Latest revision as of 12:52, 17 February 2012

Important Special Targets

.DELETE_ON_ERROR

  • Generally, if make fails to build a target, and the target corresponds to a file, you want that file removed.
    • Why might this happen? Ctrl-c being pressed during a build. Multiple statements in a build recipe. Memory allocation failure during build. Any number of things.
  • By adding .DELETE_ON_ERROR to the Makefile, this becomes the default behavior.
    • kill -9'ing make will prevent this from happening! :/
  • gcc and some other tools will clean up on error, for some cases. Use .DELETE_ON_ERROR to be safe.

.PHONY:

  • GNU Make manual section 4.6, "Phony Targets"
  • clean, all, test targets ought almost always be .PHONY

.DEFAULT:

Make and subversion

  • After running make in a pristine tree, the output of svn status ought be empty. Use svn:ignore properties to ignore your generated files.
    • Most importantly, svn status should not show any entries in the 'M'odified state. This indicates either generated files being checked into source control, or the build process modifying source in-place (the same thing, really)
    • If svn:ignore is properly used, the following rule suffices as a project-independent clean target, assuming the presence of xmlstarlet:
      svn --xml --no-ignore status | xmlstarlet sel -t -m //entry -i "wc-status[@item='ignored']" -v @path -n | xargs rm -rf

bash interactions

  • The shell to use can be specified via $(SHELL).
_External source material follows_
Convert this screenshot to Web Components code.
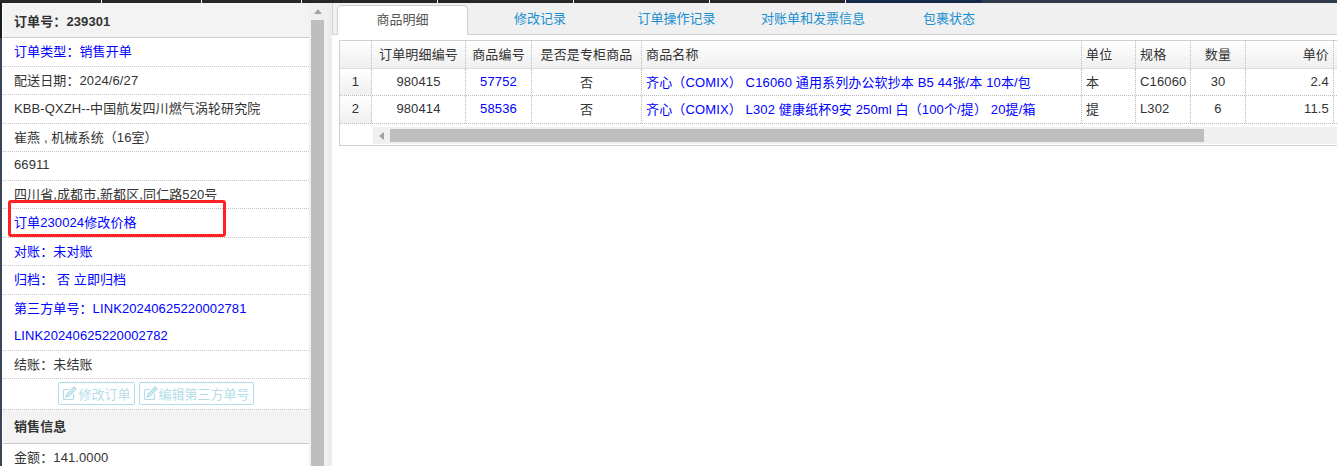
<!DOCTYPE html>
<html>
<head>
<meta charset="utf-8">
<style>
html, body { margin: 0; height: 100%; overflow: hidden; background: #fff; }
body { font: 13px "Liberation Sans", "Noto Sans CJK SC", sans-serif; color: #333; letter-spacing: .1px; }
</style>
</head>
<body>
<order-page></order-page>
<script>
const FONT = '"Liberation Sans", "Noto Sans CJK SC", sans-serif';

class TopStrip extends HTMLElement {
    connectedCallback() {
        let root = this.attachShadow({mode: "open"});
        // segments of the menu that is cut off above the picture
        let segments = [[102, "#262626"], [100, "#262626"], [100, "#262626"], [136, "#262626"], [136, "#262626"], [136, "#262626"], [136, "#262626"], [136, "#16294d"], [355, "#2f3b4a"]];
        root.innerHTML = `<style>
            :host { display: flex; height: 3px; flex: none; }
            div { box-sizing: border-box; flex: none; border-right: 1px solid #fff; }
            div:nth-last-child(-n+2) { border-right: 0; }
        </style>${segments.map(s => `<div style="width: ${s[0]}px; background: ${s[1]}"></div>`).join("")}`;
    }
}
customElements.define("top-strip", TopStrip);

class InfoRow extends HTMLElement {
    connectedCallback() {
        let h = this.getAttribute("h") || 28;
        let root = this.attachShadow({mode: "open"});
        root.innerHTML = `<style>
            :host { display: flex; align-items: center; box-sizing: border-box; height: ${h}px;
                padding: 0 0 3px 11px; border-bottom: 1px dotted #c4c4c4; white-space: nowrap; font-size: 13px; color: #333; }
            :host([link]) { color: #00f; }
            :host([head]) { background: #f3f3f3; font-weight: bold; padding-bottom: 0; border-bottom: 1px solid #ccc; color: #333; }
            :host([plain]) { border-bottom: 0; }
            :host([up]) { padding-bottom: 3px; }
        </style><slot></slot>`;
    }
}
customElements.define("info-row", InfoRow);

class EditButton extends HTMLElement {
    connectedCallback() {
        let root = this.attachShadow({mode: "open"});
        root.innerHTML = `<style>
            :host { display: inline-flex; align-items: center; box-sizing: border-box; height: 23px; padding: 0 3px;
                border: 1px solid #b2dce8; border-radius: 2px; color: #b5dde9; font-size: 13px; background: #fff; letter-spacing: 0; }
            svg { width: 15px; height: 15px; margin-right: 1px; flex: none; }
        </style>
        <svg viewBox="0 0 15 15" fill="none" stroke="#b2dce8" stroke-width="1.2">
            <path d="M11.5 8v4.2a1.3 1.3 0 0 1-1.3 1.3H2.8a1.3 1.3 0 0 1-1.3-1.3V4.8a1.3 1.3 0 0 1 1.3-1.3H7"/>
            <path d="M12 1l2 2-7 7-3 1 1-3z" fill="#d4edf4"/>
        </svg><slot></slot>`;
    }
}
customElements.define("edit-button", EditButton);

class ScrollBar extends HTMLElement {
    connectedCallback() {
        let root = this.attachShadow({mode: "open"});
        let vertical = this.hasAttribute("vertical");
        root.innerHTML = `<style>
            :host { display: flex; flex-direction: ${vertical ? "column" : "row"}; background: #f0f0f0; flex: none; }
            .arrow { flex: none; display: flex; align-items: center; justify-content: center; ${vertical ? "height: 17px;" : "width: 17px;"} }
            .thumb { flex: none; background: #bebebe; ${vertical ? "height: 600px; margin: 0 2px;" : "width: 814px; margin: 2px 0;"} }
            i { width: 0; height: 0; border: 4px solid transparent; }
            i.up { border-bottom: 5px solid #a3a3a3; border-top: 0; }
            i.left { border-right: 5px solid #a3a3a3; border-left: 0; }
        </style>
        <div class="arrow"><i class="${vertical ? "up" : "left"}"></i></div>
        <div class="thumb"></div>`;
    }
}
customElements.define("scroll-bar", ScrollBar);

class SidePanel extends HTMLElement {
    connectedCallback() {
        let root = this.attachShadow({mode: "open"});
        root.innerHTML = `<style>
            :host { display: flex; flex: none; width: 332px; height: 100%; box-sizing: border-box; font-family: ${FONT}; }
            .edge { width: 2px; background: linear-gradient(#1c1c1c 35px, #3a4656 35px); flex: none; }
            .rows { width: 306px; margin-left: 1px; flex: none; overflow: hidden; }
            .buttons { display: flex; justify-content: center; gap: 4px; align-items: flex-start; padding-top: 3px; height: 31px;
                box-sizing: border-box; border-bottom: 1px dotted #c4c4c4; }
            scroll-bar { width: 17px; overflow: hidden; }
            .split { flex: 1; background: #ececec; border-left: 1px solid #f4f4f4; box-sizing: border-box; }
            .mark { position: absolute; left: 8px; top: 200px; width: 218px; height: 37px; box-sizing: border-box;
                border: 3px solid #f22; border-radius: 3px; pointer-events: none; }
        </style>
        <div class="edge"></div>
        <div class="rows">
            <info-row head h="35">订单号：239301</info-row>
            <info-row link h="29">订单类型：销售开单</info-row>
            <info-row h="28">配送日期：2024/6/27</info-row>
            <info-row h="29">KBB-QXZH--中国航发四川燃气涡轮研究院</info-row>
            <info-row h="28">崔燕 , 机械系统（16室）</info-row>
            <info-row h="29">66911</info-row>
            <info-row h="28">四川省,成都市,新都区,同仁路520号</info-row>
            <info-row link h="29">订单230024修改价格</info-row>
            <info-row link h="28">对账：未对账</info-row>
            <info-row link h="29">归档： 否 立即归档</info-row>
            <info-row link plain h="28">第三方单号：LINK20240625220002781</info-row>
            <info-row link up h="28">LINK20240625220002782</info-row>
            <info-row h="28">结账：未结账</info-row>
            <div class="buttons"><edit-button>修改订单</edit-button><edit-button>编辑第三方单号</edit-button></div>
            <info-row head up h="34">销售信息</info-row>
            <info-row h="28">金额：141.0000</info-row>
        </div>
        <scroll-bar vertical></scroll-bar>
        <div class="split"></div>
        <div class="mark"></div>`;
    }
}
customElements.define("side-panel", SidePanel);

class TabBar extends HTMLElement {
    connectedCallback() {
        let root = this.attachShadow({mode: "open"});
        let tabs = JSON.parse(this.getAttribute("tabs"));
        root.innerHTML = `<style>
            :host { display: flex; height: 32px; box-sizing: border-box; background: #f0f0f0; border-bottom: 1px solid #d0d0d0;
                border-left: 1px solid #d0d0d0; padding: 2px 0 0 4px; font-size: 13px; letter-spacing: 0; }
            div { text-align: center; line-height: 28px; color: #1a8fd0; flex: none; }
            div.on { height: 30px; box-sizing: border-box; background: #fff; color: #555; border: 1px solid #d0d0d0; border-bottom: 0; border-radius: 5px 5px 0 0; }
        </style>${tabs.map((t, i) => `<div class="${i == 0 ? "on" : ""}" style="width: ${t[1]}px">${t[0]}</div>`).join("")}`;
    }
}
customElements.define("tab-bar", TabBar);

class GoodsGrid extends HTMLElement {
    connectedCallback() {
        let root = this.attachShadow({mode: "open"});
        let cols = [
            ["", 32, "c"], ["订单明细编号", 94, "c"], ["商品编号", 66, "c"], ["是否是专柜商品", 110, "c"],
            ["商品名称", 440, "l"], ["单位", 54, "l"], ["规格", 55, "l"], ["数量", 55, "c"], ["单价", 88, "r"]
        ];
        let data = [
            ["1", "980415", "57752", "否", "齐心（COMIX） C16060 通用系列办公软抄本 B5 44张/本 10本/包", "本", "C16060", "30", "2.4"],
            ["2", "980414", "58536", "否", "齐心（COMIX） L302 健康纸杯9安 250ml 白（100个/提） 20提/箱", "提", "L302", "6", "11.5"]
        ];
        let cell = (text, col, extra) => `<span class="cell ${col[2]} ${extra}">${text}</span>`;
        root.innerHTML = `<style>
            :host { display: block; margin: 5px 0 0 7px; border: 1px solid #d0d0d0; border-right: 0; height: 106px; box-sizing: border-box; font-size: 13px; color: #333; overflow: hidden; letter-spacing: .14px; }
            .row { display: grid; grid-template-columns: ${cols.map(c => c[1] + "px").join(" ")}; box-sizing: border-box; border-bottom: 1px dotted #bbb; }
            .row.head { background: linear-gradient(#fff, #efefef); height: 28px; border-bottom: 1px solid #ddd; }
            .row.a { height: 27px; } .row.b { height: 28px; }
            .cell { display: flex; align-items: center; padding: 0 4px 2px; border-right: 1px dotted #bbb; white-space: nowrap; overflow: hidden; box-sizing: border-box; }
            .c { justify-content: center; } .r { justify-content: flex-end; }
            .num { background: linear-gradient(#fff, #efefef); }
            .link { color: #00f; }
            .tail { display: flex; height: 20px; padding-top: 3px; box-sizing: border-box; }
            scroll-bar { margin-left: 33px; flex: 1; height: 17px; }
        </style>
        <div class="row head">${cols.map(c => cell(c[0], c, "")).join("")}</div>
        ${data.map((d, r) => `<div class="row ${r ? "b" : "a"}">${d.map((t, i) => cell(t, cols[i], i == 0 ? "num" : (i == 2 || i == 4 ? "link" : ""))).join("")}</div>`).join("")}
        <div class="tail"><scroll-bar></scroll-bar></div>`;
    }
}
customElements.define("goods-grid", GoodsGrid);

class OrderPage extends HTMLElement {
    connectedCallback() {
        let root = this.attachShadow({mode: "open"});
        root.innerHTML = `<style>
            :host { display: flex; flex-direction: column; height: 466px; width: 1337px; position: relative; overflow: hidden; font-family: ${FONT}; }
            .main { flex: 1; display: flex; min-height: 0; }
            .content { flex: 1; min-width: 0; }
        </style>
        <top-strip></top-strip>
        <div class="main">
            <side-panel></side-panel>
            <div class="content">
                <tab-bar tabs='[["商品明细",131],["修改记录",144],["订单操作记录",129],["对账单和发票信息",144],["包裹状态",128]]'></tab-bar>
                <goods-grid></goods-grid>
            </div>
        </div>`;
    }
}
customElements.define("order-page", OrderPage);
</script>
</body>
</html>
By default, /bin/sh is used
    • Unlike most variables, it cannot be inherited from the environment (except on Windows, where it is)
    • It is not exported by default to sub-Makes, but it can be
  • Arguments to the shell can be specified via .SHELLFLAGS
    • By default, it's -c, or -ec in POSIX mode
  • Remember that errors in the body of a shell loop don't set the overall return value:
target:
        while true ; do false ; done

This recipe cannot be successfully completed! You can use

target:
        set -e ; while true ; do false ; done

or

target:
        while true ; do false || exit ; done

The former is probably nicer, since you can then use ; in the place of &&, but it deviates from expected gmake semantics. In general, you don't want to be doing this kind of thing anyway; it's useful for cases like running unit testing on a set of inputs, where outputs won't be generated.